Vita Chiesa

Dopo la pillola abortiva, dove arriveremo?

DI DON FRANCESCO SENSINI«Avanti di questo passo presto daranno i preservativi al mio nipotino che va ancora all’asilo nido! Ma dove arriveremo?» Sono le parole che una nonna scambia con un’altra signora anziana all’uscita da un negozio di abbigliamento per bambini. Il riferimento è alla notizia che in Spagna un sindaco ha emesso un provvedimento per distribuire gratuitamente alle ragazze, tra i 10 e 20 anni, la pillola del giorno dopo, abortiva. Non è certo il «gratuitamente» che fa scandalo! È piuttosto la superficialità con cui si affronta la realtà della vita affettiva e sessuale dei giovani.

Educare significa «tirar fuori», far emergere, è un percorso che dall’interno va all’esterno. La pillola ha un percorso diametralmente opposto. Non può dunque essere una risposta educativa. Educare significa valorizzare le risorse della persona, la pillola valorizza sostanze chimiche. Non è una risposta «umana». Ma dove arriveremo?
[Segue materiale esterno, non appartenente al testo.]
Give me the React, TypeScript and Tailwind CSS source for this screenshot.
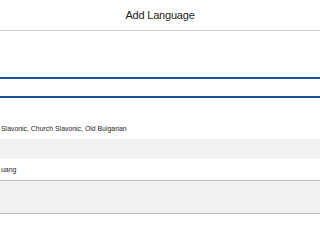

La domanda presuppone la capacità di vedere oltre il proprio orizzonte, di riconoscere un «disegno», un progetto nella vita. La politica sta perdendo oggi questa capacità. Si preferisce dare risposte «usa e getta», secondo i bisogni e le necessità. Non c’è progettualità, tutto ciò che può mantenere il potere diviene lecito e legittimo in nome di un falso servizio agli altri. Ma dove arriveremo? Arriveremo al punto in cui ciascuno potrà agire senza preoccuparsi delle conseguenze della sua azione (una società libera ma irresponsabile), al punto in cui i propri bisogni saranno codificati in diritti (una società al servizio di tutti, ma diseducante). «Prima facevano i mangiapreti ora li vogliono imitare!» È il simpatico commento di un anziano signore al fatto che nella giunta Toscana è stato «inventato» l’assessorato al perdono. Condivido la sorpresa, ma poi la cambio in «sospetto». Primo: perché spesso i politici criticano la chiesa che in nome di Dio chiede agli uomini di perdonarsi, e ora , forse, lo dovrebbero fare in nome di una legge politica? Secondo: perché questa idea è stata ripresa da un paese africano. Non sono razzista ma rifletto. Le condizioni ambientali e culturali della nascita di questo servizio sono quelle tragiche di apartheid, netta discriminazione tra uomini bianchi e neri. Non mi pare che la nostra società viva le stesse tragiche divisioni. A meno che la distinzione politica tra destra e sinistra sia considerata come l’apartheid. Se allora l’assessorato al perdono avrà come priorità quella di riconoscere che destra e sinistra hanno la stessa dignità come devono averla i bianchi e i neri, confesserò il mio peccato e chiederò all’assessore il suo perdono.